The exercise:
Among the lines below, list those containing the string "components".

Source excerpt:
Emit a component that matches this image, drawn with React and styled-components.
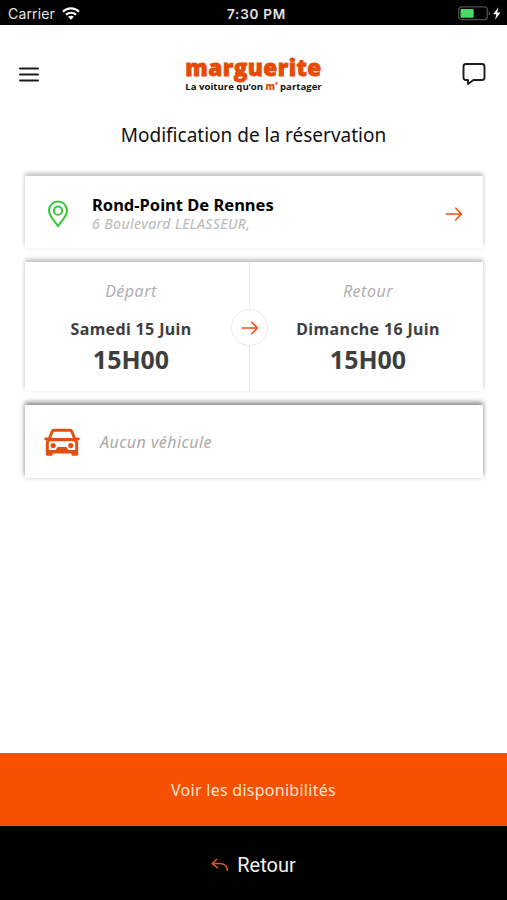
import styled, { createGlobalStyle } from 'styled-components';

const GlobalStyle = createGlobalStyle`
  * {
    box-sizing: border-box;
  }

  body {
    margin: 0;
    background: #fff;
    font-family: 'Noto Sans', 'Open Sans', sans-serif;
  }

  h1, h2, p {
    margin: 0;
    font-weight: normal;
  }

  button {
    border: 0;
    padding: 0;
    background: none;
    font-family: inherit;
  }

  svg {
    display: block;
    flex: none;
  }
`;

const ArrowRight = ({ size }) => (
  <svg width={size} height={size} viewBox="0 0 18 18" fill="none" stroke="#f4500c" strokeWidth="1.6" strokeLinecap="round">
    <path d="M1.2 9H16.4M10.8 3.2L16.4 9L10.8 14.8" />
  </svg>
);

const WifiIcon = () => (
  <svg width="18" height="13" viewBox="0 0 18 13" fill="none" stroke="#fff" strokeWidth="2.1">
    <path d="M1 4.8C5.4 .2 12.6 .2 17 4.8M4 7.8C6.8 5 11.2 5 14 7.8" />
    <path d="M6.1 9.8C7.7 8.3 10.3 8.3 11.9 9.8L9 12.7Z" fill="#fff" stroke="none" />
  </svg>
);

const BatteryIcon = () => (
  <svg width="43" height="15" viewBox="0 0 43 15">
    <rect x=".7" y=".9" width="28.6" height="12.8" rx="3" fill="none" stroke="#4c4c4c" strokeWidth="1.3" />
    <rect x="2.5" y="2.9" width="13.2" height="8.8" rx="1" fill="#4cd964" />
    <path d="M30.6 5v4.6q1.6-.7 1.6-2.3T30.6 5" fill="#4c4c4c" />
    <path d="M40.4 1.3L35.2 8.2h3.1l-1.2 5.6 5.4-7.4h-3.3z" fill="#fff" />
  </svg>
);

const MenuIcon = () => (
  <svg width="22" height="17" viewBox="0 0 22 17" stroke="#1c1c1c" strokeWidth="2" strokeLinecap="round">
    <path d="M2 2.4H20M2 8.4H20M2 14.4H20" />
  </svg>
);

const ChatIcon = () => (
  <svg width="24" height="24" viewBox="0 0 24 24" fill="none" stroke="#1c1c1c" strokeWidth="1.9" strokeLinejoin="round">
    <path d="M4 2H20Q22.5 2 22.5 4.5V15.5Q22.5 18 20 18H11.5L6 22V18H4Q1.5 18 1.5 15.5V4.5Q1.5 2 4 2Z" />
  </svg>
);

const PinIcon = () => (
  <svg width="22" height="28" viewBox="0 0 22 28" fill="none" stroke="#35c63a" strokeWidth="2" strokeLinejoin="round">
    <path d="M11 26.2C8.5 22.2 2 16.5 2 10.5A9 9 0 0 1 20 10.5C20 16.5 13.5 22.2 11 26.2Z" />
    <circle cx="11" cy="10.7" r="4.1" />
  </svg>
);

const CarIcon = () => (
  <svg width="36" height="29" viewBox="0 0 36 29" fill="#e2500f">
    <path
      fillRule="evenodd"
      d="M10.2 .8H25.8Q28.4 .8 29.3 3.2L31.8 9.6H34.6Q35.7 9.6 35.7 11T34.6 12.4H33.3Q34.2 13.4 34.2 15V26.5Q34.2 27.8 32.9 27.8H28.7Q27.4 27.8 27.4 26.5V25.6H8.6V26.5Q8.6 27.8 7.3 27.8H3.1Q1.8 27.8 1.8 26.5V15Q1.8 13.4 2.7 12.4H1.4Q.3 12.4 .3 11T1.4 9.6H4.2L6.7 3.2Q7.6 .8 10.2 .8ZM10.6 3.8Q9.6 3.8 9.2 4.8L7.2 10H28.8L26.8 4.8Q26.4 3.8 25.4 3.8ZM6.9 13.2Q4.8 13.2 4.8 15.3V22H11.6L13.6 19H22.4L24.4 22H31.2V15.3Q31.2 13.2 29.1 13.2Z"
    />
    <circle cx="9.2" cy="17.6" r="2.6" />
    <circle cx="26.8" cy="17.6" r="2.6" />
  </svg>
);

const ReplyIcon = () => (
  <svg width="18" height="14" viewBox="0 0 18 14" fill="none" stroke="#dd531d" strokeWidth="1.5" strokeLinecap="round">
    <path d="M5.8 1.3L1.2 5.6L6.6 9.9M1.4 5.6H8.5Q16 5.6 16.4 12.6" />
  </svg>
);

const Leg = ({ label, day, time }) => (
  <LegColumn>
    <LegLabel>{label}</LegLabel>
    <LegDay>{day}</LegDay>
    <LegTime>{time}</LegTime>
  </LegColumn>
);

const App = () => {
  return (
    <Screen>
      <GlobalStyle />
      <StatusBar>
        <Carrier>
          Carrier
          <WifiIcon />
        </Carrier>
        <Clock>7:30 PM</Clock>
        <Battery>
          <BatteryIcon />
        </Battery>
      </StatusBar>
      <Header>
        <button aria-label="Menu">
          <MenuIcon />
        </button>
        <Logo>
          <Brand>marguerite</Brand>
          <Tagline>
            La voiture qu’on <span>m’</span> partager
          </Tagline>
        </Logo>
        <button aria-label="Messages">
          <ChatIcon />
        </button>
      </Header>
      <Title>Modification de la réservation</Title>
      <Cards>
        <StationCard>
          <PinIcon />
          <Station>
            <StationName>Rond-Point De Rennes</StationName>
            <Address>6 Boulevard LELASSEUR,</Address>
          </Station>
          <ArrowRight size={18} />
        </StationCard>
        <DatesCard>
          <Leg label="Départ" day="Samedi 15 Juin" time="15H00" />
          <Divider>
            <ArrowBadge>
              <ArrowRight size={18} />
            </ArrowBadge>
          </Divider>
          <Leg label="Retour" day="Dimanche 16 Juin" time="15H00" />
        </DatesCard>
        <VehicleCard>
          <CarIcon />
          <VehicleText>Aucun véhicule</VehicleText>
        </VehicleCard>
      </Cards>
      <SearchButton>Voir les disponibilités</SearchButton>
      <BackButton>
        <ReplyIcon />
        Retour
      </BackButton>
    </Screen>
  );
};

const Screen = styled.main`
  display: flex;
  flex-direction: column;
  height: 900px;
  width: 507px;
  overflow: hidden;
`;

const StatusBar = styled.div`
  display: grid;
  grid-template-columns: 1fr auto 1fr;
  align-items: center;
  height: 25px;
  padding: 2px 6px 0 8px;
  background: #000;
  color: #e6e6e6;
  font-family: Inter, sans-serif;
  font-size: 14px;
`;

const Carrier = styled.div`
  display: flex;
  align-items: center;
  gap: 7px;
  letter-spacing: 0.15px;
`;

const Clock = styled.div`
  margin-left: 4px;
  font-weight: 600;
  font-size: 13.5px;
  letter-spacing: 0.75px;
`;

const Battery = styled.div`
  display: flex;
  justify-content: flex-end;
`;

const Header = styled.header`
  display: flex;
  align-items: flex-start;
  justify-content: space-between;
  height: 91px;
  padding: 0 21px 0 18px;

  button {
    margin-top: 37px;
  }

  button:first-child {
    margin-top: 41px;
  }
`;

const Logo = styled.div`
  display: flex;
  flex-direction: column;
  align-items: center;
  margin: 29px 0 0 5px;
  white-space: nowrap;
`;

const Brand = styled.div`
  color: #e64a05;
  font-family: 'Open Sans', sans-serif;
  font-size: 22.5px;
  line-height: 27px;
  font-weight: 800;
  letter-spacing: 0.45px;
  -webkit-text-stroke: 0.8px #e64a05;
`;

const Tagline = styled.div`
  color: #111;
  font-family: 'Open Sans', sans-serif;
  font-size: 9.6px;
  line-height: 12px;
  font-weight: 700;

  span {
    color: #e64a05;
    font-weight: 800;
  }
`;

const Title = styled.h1`
  height: 60px;
  color: #111;
  font-size: 19px;
  line-height: 38px;
  text-align: center;
`;

const Cards = styled.div`
  display: flex;
  flex-direction: column;
  gap: 14px;
  padding: 0 24px 0 25px;
`;

const Card = styled.section`
  display: flex;
  align-items: center;
  background: #fff;
  box-shadow: 0 -3px 4px rgba(0, 0, 0, 0.22), 0 0 7px rgba(0, 0, 0, 0.06);
`;

const StationCard = styled(Card)`
  height: 72px;
  padding: 3px 20px 0 22px;
`;

const Station = styled.div`
  flex: 1;
  margin-left: 23px;
`;

const StationName = styled.h2`
  color: #000;
  font-size: 16.5px;
  line-height: 19px;
  font-weight: 700;
`;

const Address = styled.p`
  color: #b7b7b7;
  font-size: 14px;
  line-height: 19px;
  font-style: italic;
  letter-spacing: 0.45px;
`;

const DatesCard = styled(Card)`
  height: 129px;
  align-items: stretch;
`;

const LegColumn = styled.div`
  display: flex;
  flex: 1;
  flex-direction: column;
  align-items: center;
  padding: 16px 0 0 3px;

  &:first-child {
    flex: 0 0 224px;
    padding: 16px 12px 0 0;
  }
`;

const LegLabel = styled.p`
  color: #b0b0b0;
  font-size: 16px;
  line-height: 26px;
  font-style: italic;
  letter-spacing: 0.5px;
`;

const LegDay = styled.p`
  margin-top: 13px;
  color: #3e3e3e;
  font-size: 16px;
  line-height: 24px;
  font-weight: 700;
  letter-spacing: 0.35px;
`;

const LegTime = styled.p`
  color: #3e3e3e;
  font-size: 25px;
  line-height: 37px;
  font-weight: 700;
`;

const Divider = styled.div`
  display: flex;
  align-items: center;
  justify-content: center;
  width: 1px;
  background: #ebebeb;
`;

const ArrowBadge = styled.div`
  display: flex;
  flex: none;
  align-items: center;
  justify-content: center;
  width: 37px;
  height: 37px;
  margin-top: 2px;
  border: 1px solid #e8e8e8;
  border-radius: 50%;
  background: #fff;
`;

const VehicleCard = styled(Card)`
  height: 73px;
  padding: 1px 19px 0;
  box-shadow: 0 -3px 5px rgba(0, 0, 0, 0.42), 0 0 5px rgba(0, 0, 0, 0.12);
`;

const VehicleText = styled.p`
  margin-left: 20px;
  color: #aaa;
  font-size: 16px;
  font-style: italic;
  letter-spacing: 0.45px;
`;

const SearchButton = styled.button`
  height: 73px;
  margin-top: auto;
  background: #f75000;
  color: #ffe3d1;
  font-size: 16px;
  letter-spacing: 0.27px;
`;

const BackButton = styled.button`
  display: flex;
  align-items: center;
  justify-content: center;
  gap: 8px;
  height: 74px;
  padding-top: 3px;
  background: #000;
  color: #f2f2f2;
  font-family: Roboto, sans-serif;
  font-size: 20px;
`;

export default App;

The output:
Emit a component that matches this image, drawn with React and styled-components.
import styled, { createGlobalStyle } from 'styled-components';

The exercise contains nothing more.